Since September 2021, the automated monthly reports we send to our clients summarizing their portfolios’ energy savings have contained a footnote that normally reads something like this one:
Greenhouse gas (GHG) emissions measured at hourly intervals throughout the month were 641,161 kg CO2-eq; 126,132 kg (16%) lower than the estimates generated by using official (static) greenhouse gas emissions factors.
At first this was an academic exercise. We were interested to see whether the rapid growth in non-dispatchable renewable electricity generation (e.g. from solar and wind) was being reflected in the ‘emissions factors’ that form the basis for our clients’ ESG reporting. In Australia, for example, 27% of electricity in the National Electricity Market (NEM) came from solar and wind in 2022, up from 9% in 2017 and less than 1% as recently as 2009.
What we found surprised us. The use of official factors to calculate GHG emissions from commercial and institutional buildings typically overstates measured emissions by 10-20%. That’s a big difference and reflects the fact that published emission factors are not designed for use in reporting GHG emissions from buildings.
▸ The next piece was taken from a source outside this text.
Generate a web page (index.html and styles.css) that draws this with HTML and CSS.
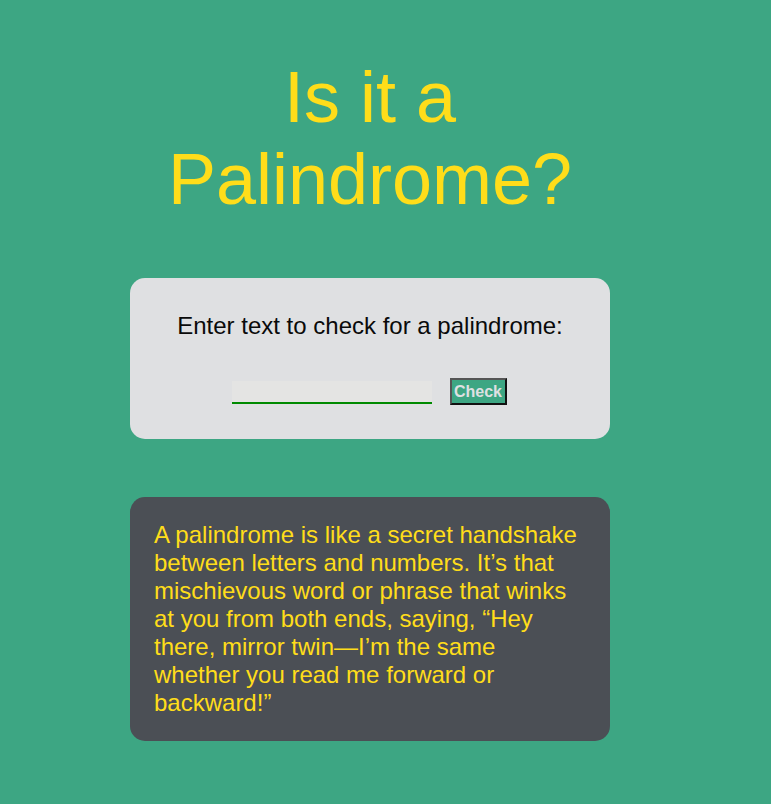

There are two main reasons for the discrepancy. The first is that official factors are calculated in arrears by governments following the IPCC’s Guidelines for National Greenhouse Gas Inventories in order to meet their UNFCCC reporting requirements. They therefore lag physical reality, often by more than a year. Government calculations simply don’t keep up with the growth in renewables and the retirement of fossils.
The second reason is more interesting and is neatly summarized in the following plot of a client’s building in Los Angeles, California, taken from our live dashboard. The brown dashed line shows the official GHG emissions factor provided by the U.S. Energy Information Administration (EIA) for electricity sourced from the local grid. The unbroken brown line shows what the emissions look like in real-time (15-min intervals) when the variable generation supply mix is taken into consideration – it drops during daylight hours, and for a few hours of the day it is in fact ‘zero’.
The consequence of using accurately calculated real-time GHG emission factors versus the ‘nominal’ (official) factors is illustrated in the difference between the red and the blue lines. The blue emissions line reflects the building’s electricity consumption pattern (energy demand multiplied by the EIA’s constant), including a slightly worrying spike at 4:15PM in the afternoon. The red line shows the building’s emissions reality. It also shows that the spike in emissions at 4:15PM is not real – because the building has no emissions at 4:15PM in the afternoon as the grid is 100% renewable at that time. On the other hand, the spike at 7:00AM had significant carbon pollution associated with it and is worth the building manager’s attention.
Wherever the sun shines and the wind blows, renewables are driving down the price and carbon intensity of electricity. Grid-interactive efficient buildings are essential for making our energy infrastructure more stable and resilient and for targeting demand to accelerate renewable energy investment. They are also cheaper to run and provide better indoor environments.
That’s why all Buildings Alive clients now receive real-time GHG emissions profile data and analysis as part of their subscription. As one of the 40 founding signatories to the UN’s 24/7 Carbon-Free Energy Compact, Buildings Alive is proud to support building owners and operators that want to run on Carbon Free Energy 24/7.